Thèmes liés : Origines

Il y a environ 700 millions d’années, au cours de l’Édiacarien, la Terre a connu de nombreux bouleversements environnementaux : diversification des animaux, glaciations de grande échelle, mais aussi la dislocation finale du supercontinent Rodinia (l’un des supercontinents ayant précédés la Pangée) suivi de la formation d’un autre méga-continent : le Gondwana.

En utilisant des données paléomagnétiques indiquant la position des pôles paléomagnétiques, des enregistrements géologiques et glaciaires et une modélisation du flux de subduction, des chercheurs de l’IPGP et de l’université d’Oslo proposent, dans une étude publiée fin 2018, que ces changements soient la conséquence d’une rotation de la Terre sur elle-même, liée à un changement de la répartition des masses au sein de la planète.

L’Ediacarien (635-541 Ma), dernière période géologique du Précambrien, est un intervalle de temps durant lequel d’importants changements environnementaux se produisent, affectant aussi bien la biosphère et la cryosphère que la tectosphère. Les observations paléomagnétiques édiacariennes, cruciales pour reconstruire la position des continents, sont peu nombreuses et particulièrement complexes à interpréter. Les reconstructions paléogéographiques de cette époque sont donc encore très débattues.

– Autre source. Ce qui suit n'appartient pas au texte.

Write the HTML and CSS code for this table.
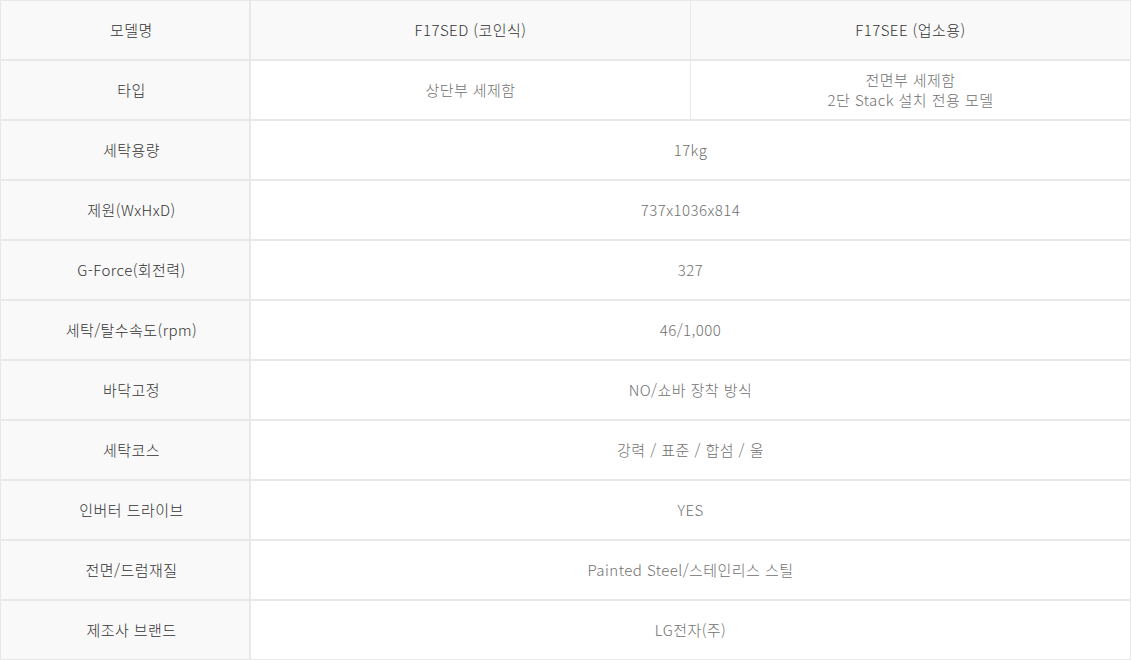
FILE: index.html
```html
<!DOCTYPE html>
<html lang="ko">
<head>
<meta charset="utf-8">
<title>Spec</title>
<link rel="stylesheet" href="styles.css">
</head>
<body>
<table class="spec">
  <colgroup><col class="c-label"><col class="c-a"><col class="c-b"></colgroup>
  <tr class="head">
    <th>모델명</th>
    <td class="first">F17SED (코인식)</td>
    <td>F17SEE (업소용)</td>
  </tr>
  <tr>
    <th>타입</th>
    <td class="first">상단부 세제함</td>
    <td>전면부 세제함<br>2단 Stack 설치 전용 모델</td>
  </tr>
  <tr><th>세탁용량</th><td class="first span" colspan="2">17kg</td></tr>
  <tr><th>제원(WxHxD)</th><td class="first span" colspan="2">737x1036x814</td></tr>
  <tr><th>G-Force(회전력)</th><td class="first span" colspan="2">327</td></tr>
  <tr><th>세탁/탈수속도(rpm)</th><td class="first span" colspan="2">46/1,000</td></tr>
  <tr><th>바닥고정</th><td class="first span" colspan="2">NO/쇼바 장착 방식</td></tr>
  <tr><th>세탁코스</th><td class="first span" colspan="2">강력 / 표준 / 합섬 / 울</td></tr>
  <tr><th>인버터 드라이브</th><td class="first span" colspan="2">YES</td></tr>
  <tr><th>전면/드럼재질</th><td class="first span" colspan="2">Painted Steel/스테인리스 스틸</td></tr>
  <tr><th>제조사 브랜드</th><td class="first span" colspan="2">LG전자(주)</td></tr>
</table>
</body>
</html>
```

FILE: styles.css
```css
html, body {
  margin: 0;
  padding: 0;
  background: #ffffff;
}
body {
  font-family: "Noto Sans CJK KR", sans-serif;
  font-size: 15px;
  font-weight: 300;
  color: #707070;
}
.spec {
  width: 1131px;
  border-collapse: separate;
  border-spacing: 0;
  table-layout: fixed;
}
.c-label { width: 250px; }
.c-a { width: 441px; }
.c-b { width: 440px; }
.spec th,
.spec td {
  height: 58px;
  padding: 0;
  text-align: center;
  vertical-align: middle;
  line-height: 20px;
  border-top: 1px solid #e8e8e8;
  border-bottom: 1px solid #e8e8e8;
  border-right: 1px solid #e8e8e8;
  font-weight: 300;
  letter-spacing: 0.45px;
}
.spec th {
  background: #f9f9f9;
  color: #333333;
  border-left: 1px solid #e8e8e8;
  padding-left: 13px;
}
.spec td.first {
  border-left: 1px solid #e8e8e8;
}
.spec tr.head td {
  background: #f9f9f9;
  color: #333333;
}
```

Une sélection des pôles paléomagnétiques déterminés sur trois continents différents, Laurentia, Baltica et le craton ouest africain, montre une oscillation commune très rapide (>30 cm/an) entre 615 et 565 Ma (Figure 1), et semble indiquer qu’un mouvement global des pôles paléomagnétiques s’est produit durant cette période. Deux hypothèses principales sont alors avancées pour expliquer ces observations : soit le champ magnétique était anormalement instable avec la dominance d’un dipôle magnétique aligné dans le plan équatorial (un tel champ magnétique a été jadis proposé sur Mars), soit de grands épisodes de dérive du pôle (True Polar Wander en anglais) se sont produits. Ce dernier mécanisme correspond au mouvement de toutes les enveloppes de la Terre par rapport à son axe de rotation, et est lié aux changements de répartition des masses à l’intérieur la Terre. A l’échelle des temps géologiques, ce sont les mouvements convectifs dans le manteau qui sont la source principale de ce phénomène.

Figure 1 : Oscillation des pôles paléomagnétiques observée entre 615 et 565 Ma sur trois continents différents (noir). En bleu, un exemple de dérive du pôle modélisé dans cette étude.
Figure 2 : Reconstructions paléogéographiques dans un repère lié au manteau construites dans cette étude. La position des zones de subduction (rouge) et des courants chauds ascendants situés à la base du manteau et projetés en surface (jaune) ont permis de calculer l’évolution de la répartition des masses dans le manteau.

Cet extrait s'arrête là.